No resto da Europa, o segundo país com maior taxa de divórcios é a Dinamarca (68,6%), seguida do Luxemburgo (67,5%). O país onde há menor percentagem de divórcios é Malta (13,1%).

Segundo dados relativos a 2013, de um total de 22.525 divórcios registados em Portugal, a maioria corresponde a casamentos católicos (mais de 13 mil), enquanto a anulação dos casamentos civis correspondeu a cerca de nove mil. Em 2013, houve 31.693 casamentos; destes, quase 20 mil foram feitos por civil e 11 mil e quinhentos por via católica. Convém referir que os casamentos católicos não se incluem aqui nos casamentos por civil – ainda que, legalmente, todos os matrimónios celebrados pela Igreja tenham também efeitos civis.

Ao longo dos últimos anos, tem havido uma diminuição do número de casamentos e um aumento da percentagem de divórcios. Em 1960, houve quase 70 mil casamentos e 1975 foi o ano em que se registaram mais bodas: foram mais de 103 mil; bem mais baixo é o número registado em 2015, 32 mil. Em Portugal, os homens casam-se, em média, aos 32,5 anos e as mulheres aos 31 anos. Em 1960, os homens casavam-se aos 26,9 anos, em média, e as mulheres aos 24,8.

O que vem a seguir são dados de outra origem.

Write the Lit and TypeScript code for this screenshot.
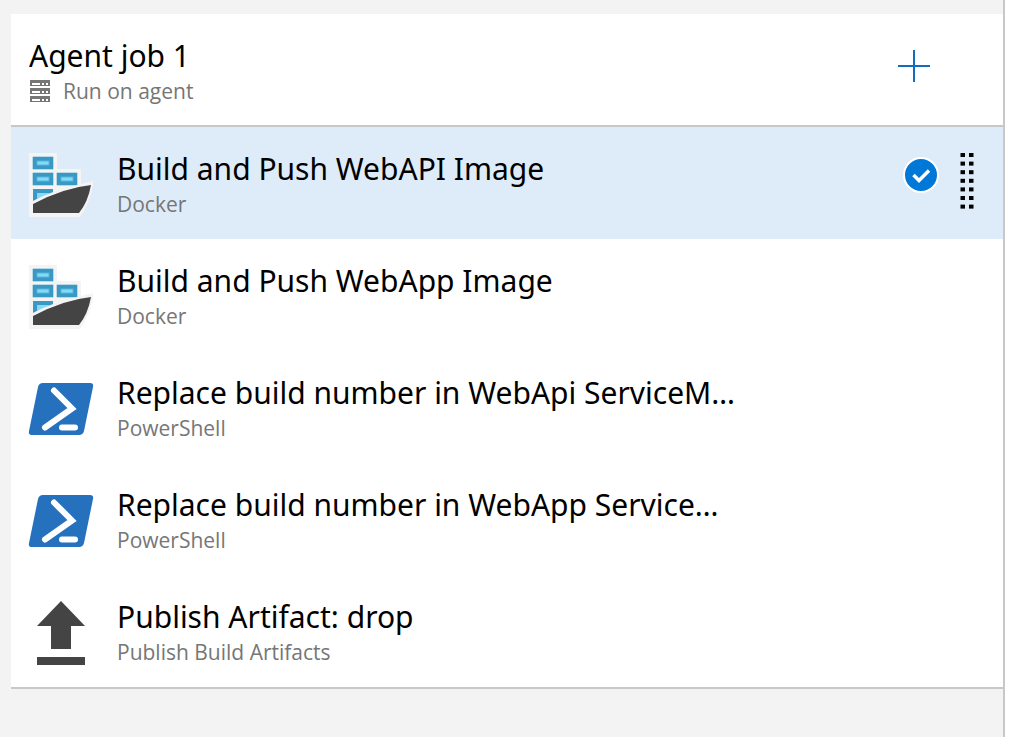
import { LitElement, html, css, svg, nothing } from "lit";
import { customElement, state } from "lit/decorators.js";
import { classMap } from "lit/directives/class-map.js";

type IconName = "docker" | "powershell" | "publish";

interface Task {
  name: string;
  kind: string;
  icon: IconName;
}

const TASKS: Task[] = [
  { name: "Build and Push WebAPI Image", kind: "Docker", icon: "docker" },
  { name: "Build and Push WebApp Image", kind: "Docker", icon: "docker" },
  { name: "Replace build number in WebApi ServiceM…", kind: "PowerShell", icon: "powershell" },
  { name: "Replace build number in WebApp Service…", kind: "PowerShell", icon: "powershell" },
  { name: "Publish Artifact: drop", kind: "Publish Build Artifacts", icon: "publish" },
];

const container = (x: number, y: number) => svg`
  <rect x=${x - 0.3} y=${y - 0.3} width="20.600" height="12.600" fill="#3999c6" />
  <rect x=${x + 4} y=${y + 4} width="12" height="4" fill="#83dcf5" stroke="#59b4d9" stroke-width="1" />
`;

const ICONS = {
  docker: svg`
    <path d="M0 0H28V16H52V31L64 28V33Q60 52 51 64H0Z" fill="#f4f4f4" />
    ${container(4, 4)}${container(4, 20)}${container(28, 20)}
    <path d="M4 36H24V40L4 50Z" fill="#3999c6" />
    <path d="M8 40H21L8 46Z" fill="#83dcf5" />
    <path d="M0 50Q28 34 62 30V33Q34 38 4 53Z" fill="#f4f4f4" />
    <path d="M4 51Q34 35 62 32Q59 49 50 60H4Z" fill="#444" />
  `,
  powershell: svg`
    <path d="M14 6H61Q65 6 64 10L55 54Q54 58 50 58H3Q-1 58 0 54L9 10Q10 6 14 6Z" fill="#2671be" />
    <path d="M25 13.500L43 31.500L16 50.500" fill="none" stroke="#fff" stroke-width="6" stroke-linecap="round" stroke-linejoin="miter" />
    <path d="M33 50.500H46" stroke="#fff" stroke-width="6" stroke-linecap="round" />
  `,
  publish: svg`
    <path d="M32 0L56 25H42V48H22V25H8Z" fill="#444" />
    <path d="M8 56H56V64H8Z" fill="#444" />
  `,
};

@customElement("task-icon")
class TaskIcon extends LitElement {
  static properties = { name: { type: String } };
  declare name: IconName;

  static styles = css`
    :host { display: block; flex: none; }
    .icon { display: block; width: 64px; height: 64px; overflow: visible; }
  `;

  render() {
    return html`<svg class="icon" viewBox="0 0 64 64" aria-hidden="true">${ICONS[this.name]}</svg>`;
  }
}

@customElement("app-root")
class AppRoot extends LitElement {
  @state() selected = 0;

  static styles = css`
    :host {
      display: block;
      min-height: 100vh;
      box-sizing: border-box;
      padding-right: 4px;
      background: #fff;
      color: #000;
      font-family: "Segoe UI", "Noto Sans", "Open Sans", sans-serif;
    }
    * { box-sizing: border-box; }
    .pane {
      min-height: 100vh;
      padding: 14px 0 0 11px;
      background: #f3f3f3;
      border-right: 2px solid #c8c8c8;
    }
    .job { background: #fff; border-bottom: 2px solid #c8c8c8; }
    .header {
      display: flex;
      align-items: center;
      justify-content: space-between;
      height: 113px;
      padding: 0 72px 0 18px;
      border-bottom: 2px solid #c8c8c8;
    }
    .heading { padding-top: 2px; }
    .title, .name {
      margin: 0;
      font-size: 30px;
      line-height: 40px;
      font-weight: 400;
      white-space: nowrap;
      overflow: hidden;
      text-overflow: ellipsis;
    }
    .subtitle, .kind {
      margin: 0;
      font-family: "Segoe UI", "Open Sans", "Noto Sans", sans-serif;
      font-size: 21px;
      line-height: 30px;
      color: #767676;
    }
    .subtitle { display: flex; align-items: center; gap: 12px; }
    .server { display: block; width: 22px; height: 24px; }
    .button {
      display: block;
      padding: 0;
      border: 0;
      background: none;
      cursor: pointer;
    }
    .add { padding-bottom: 8px; }
    .glyph { display: block; }
    .tasks { list-style: none; margin: 0; padding: 0; }
    .task {
      display: flex;
      align-items: center;
      gap: 24px;
      height: 112px;
      padding: 4px 29px 0 18px;
      background: #fff;
      cursor: pointer;
    }
    .chosen { background: #deebf9; }
    .text { flex: 1; min-width: 0; padding-bottom: 2px; }
    .actions { display: flex; align-items: center; gap: 21px; padding-bottom: 8px; }
    .check { display: grid; place-items: center; padding-bottom: 12px; }
    .box, .tick { grid-area: 1 / 1; }
    .box {
      appearance: none;
      width: 36px;
      height: 36px;
      margin: 0;
      border: 2px solid #fff;
      border-radius: 50%;
      background: #0078d7;
    }
    .tick { display: block; pointer-events: none; }
  `;

  private renderActions(task: Task) {
    return html`
      <div class="actions">
        <label class="check">
          <input class="box" type="checkbox" checked aria-label=${`Select ${task.name}`} />
          <svg class="tick" width="36" height="36" viewBox="0 0 36 36" aria-hidden="true">
            <path d="M10.500 18L16 23.500L26 13.500" fill="none" stroke="#fff" stroke-width="3.500" />
          </svg>
        </label>
        <button class="button" type="button" aria-label="Reorder task">
          <svg class="glyph" width="14" height="58" viewBox="0 0 14 58">
            ${[0, 1, 2, 3, 4, 5, 6].map(
              (i) => svg`
                <rect x="0.500" y=${1 + i * 8.6} width="4.500" height="4" />
                <rect x="9" y=${1 + i * 8.6} width="4.500" height="4" />
              `,
            )}
          </svg>
        </button>
      </div>
    `;
  }

  render() {
    return html`
      <main class="pane">
        <section class="job">
          <header class="header">
            <div class="heading">
              <h1 class="title">Agent job 1</h1>
              <p class="subtitle">
                <svg class="server" viewBox="0 0 22 24" aria-hidden="true">
                  ${[1, 9, 17].map(
                    (y) => svg`
                      <rect x="1" y=${y} width="20" height="6" fill="#767676" />
                      <rect x="3" y=${y + 3} width="8" height="2" fill="#fff" />
                      <rect x="13" y=${y + 3} width="2" height="2" fill="#fff" />
                      <rect x="17" y=${y + 3} width="2" height="2" fill="#fff" />
                    `,
                  )}
                </svg>
                <span>Run on agent</span>
              </p>
            </div>
            <button class="button add" type="button" aria-label="Add a task to Agent job 1">
              <svg class="glyph" width="34" height="34" viewBox="0 0 34 34">
                <path d="M1 17H33M17 1V33" stroke="#106ebe" stroke-width="2" />
              </svg>
            </button>
          </header>
          <ul class="tasks">
            ${TASKS.map(
              (task, i) => html`
                <li
                  class=${classMap({ task: true, chosen: i === this.selected })}
                  @click=${() => (this.selected = i)}
                >
                  <task-icon name=${task.icon}></task-icon>
                  <div class="text">
                    <h2 class="name">${task.name}</h2>
                    <p class="kind">${task.kind}</p>
                  </div>
                  ${i === this.selected ? this.renderActions(task) : nothing}
                </li>
              `,
            )}
          </ul>
        </section>
      </main>
    `;
  }
}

“Como houve muitos casamentos construídos na desigualdade entre homem e mulher, os divórcios cada vez acontecerão menos”, acredita a deputada do Bloco de Esquerda. “Antigamente dizia-se que o casamento era para a vida e que se tinha de aguentar. Agora, a sociedade já não olha de lado. Começa a ser ao contrário: se a pessoa está numa relação abusiva, começa a ser condenada por se manter nela”, diz Sandra Cunha. “Esta mudança de mentalidade na sociedade acaba por ser um factor-chave que também faz com que haja mais divórcios”, conclui a deputada bloquista.